Dravid seemed particularly aware on the importance of keeping this triumph in perspective, considering to what happened with Unmukt Chand & Co after they clinched the Under-19 World Cup in Australia in 2012. Only one boy from that squad, pacer Sandeep Sharma went on to play for India.
“The challenge and the hard work really start from here. We had couple of conversation on this. When we were there, they showed a re-run of the 2012 finals and I later started checking upon a few things. It is interesting; the result of the final is India beat Australia but six years down the line only one of those boys has played for India while five-six of them went on to play for Australia. Six years down the line, the debatable point is who won that final,” he summed up beautifully.
“Talent and ability is there, it’s about managing themselves, how to deal with pressure and the expectations that will come as U-19 champions. The hard work begins for them begins for us too. It’s not easy to get into the Indian side. At least if they become good first class cricketers, from then on it becomes a stepping stone to play for India,” he said.
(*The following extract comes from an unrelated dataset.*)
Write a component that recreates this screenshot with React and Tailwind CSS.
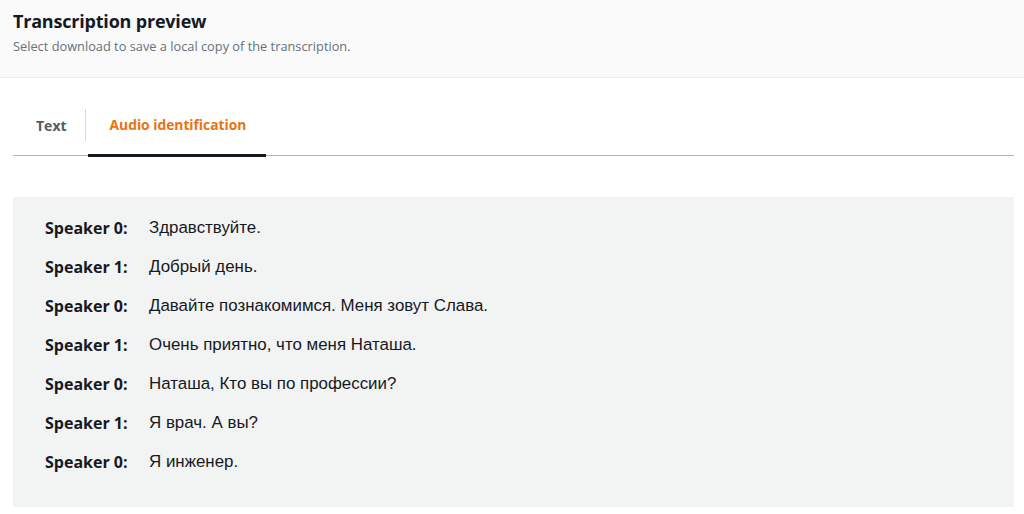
const rows = [
  ['Speaker 0:', 'Здравствуйте.'],
  ['Speaker 1:', 'Добрый день.'],
  ['Speaker 0:', 'Давайте познакомимся. Меня зовут Слава.'],
  ['Speaker 1:', 'Очень приятно, что меня Наташа.'],
  ['Speaker 0:', 'Наташа, Кто вы по профессии?'],
  ['Speaker 1:', 'Я врач. А вы?'],
  ['Speaker 0:', 'Я инженер.'],
];

const App = () => {
  return (
    <div className="min-h-screen bg-white font-['Open_Sans',sans-serif]">
      <div className="h-[78px] bg-[#fafafa] border-b border-[#eaeded] px-[13px] pt-[8px]">
        <h1 className="text-[18px] leading-[26px] font-bold text-[#16191f] tracking-[-0.2px]">Transcription preview</h1>
        <p className="text-[12.8px] leading-[18px] text-[#687078] mt-[3px]">Select download to save a local copy of the transcription.</p>
      </div>

      <div className="ml-[13px] w-[1001px] mt-[31px] flex border-b border-[#aab7b8] h-[47px]">
        <div className="flex items-center pl-[23px] pr-[18px] h-[32px] text-[14px] font-bold text-[#545b64] border-r border-[#d5dbdb]">
          Text
        </div>
        <div className="relative flex items-start pl-[24px] pr-[20px] h-[47px]">
          <span className="text-[13.8px] leading-[32px] font-bold text-[#ec7211]">Audio identification</span>
          <div className="absolute left-[2px] right-0 bottom-[-1px] h-[3px] bg-[#16191f]" />
        </div>
      </div>

      <div className="ml-[13px] mt-[41px] w-[1001px] h-[310px] bg-[#f2f3f3] pt-[11px] pl-[32px]">
        {rows.map(([who, text], i) => (
          <div key={i} className="flex items-center h-[39px]">
            <span className="w-[104px] text-[16px] font-bold text-[#16191f]">{who}</span>
            <span className="text-[16.9px] text-[#16191f] font-['Liberation_Sans',sans-serif]">{text}</span>
          </div>
        ))}
      </div>
    </div>
  );
};

export default App;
Dravid felt it was time that that these boys didn’t play U-19 cricket anymore, and are thrown in the deep end of first-class cricket straightaway, though he left it to the BCCI to decide on take a final call. “My view is quite well known. I feel that once the boys are good enough they should go on to play men’s cricket, especially those who had played first-class cricket. We have seen from last year’s bunch, five boys from that World Cup qualified to play this time. But we made a conscious decision not to pick them up for this World Cup as I felt it will be better for them to play under-23 cricket and senior men’s cricket. I am not sure if it’s the best (option) for the boys or Indian cricket if some of them (still) play in the next U-19 World Cup,” he pointed out.
Dravid was glad that his team got an early taste of what an India-Pakistan game was all about. “I did not treat the Pakistan match as different, we did not focus on the opposition, the preparation and the planning did not change. The process and planning was the same. The boys knew that many people watch it. We played two Asia Cups, but we did not play Pakistan. I am happy that they got to know what an India-Pakistan game is about, at the Under 19 level. The way our boys handled that game, the quality of cricket that we played, the intensity that we showed was commendable and we did not give them a chance to come back,” he said.
Dravid had later walked up to the Pakistan camp to meet ‘that impressive fast bowler’ (Shaheen Afridi) after his team beat the arch-rivals by 203 runs. “They told me that they were in awe of the brand of cricket we were playing,” revealed the proud coach. Yet, Dravid was candidly admitted that his side didn’t play it’s ‘A’ game in the final, but still got through. “We did not play our No. 1 one game in the final — that we played in the quarterfinal (v Bangladesh) and semifinal (versus Pakistan). Just the fact that they played the finals was an experience,” said the former India captain after the victorious team’s arrival here from New Zealand.
SKIPPER SHAW CREDITS FATHER FOR SUCCESS
Captain Prithvi Shaw, meanwhile, praised his father Pankaj for helping him out during what had been initially a “difficult journey.”
“It was a difficult journey for me starting where I used to live in Virar. All credit to my dad he was the only who took me (everywhere). He used to take me to matches practices and it was far away from my home in Virar. It used to take two hours and the journey from the train and it was difficult for in those days,” said Shaw, who scored a hundred in Ranji and Duleep Trophy debuts.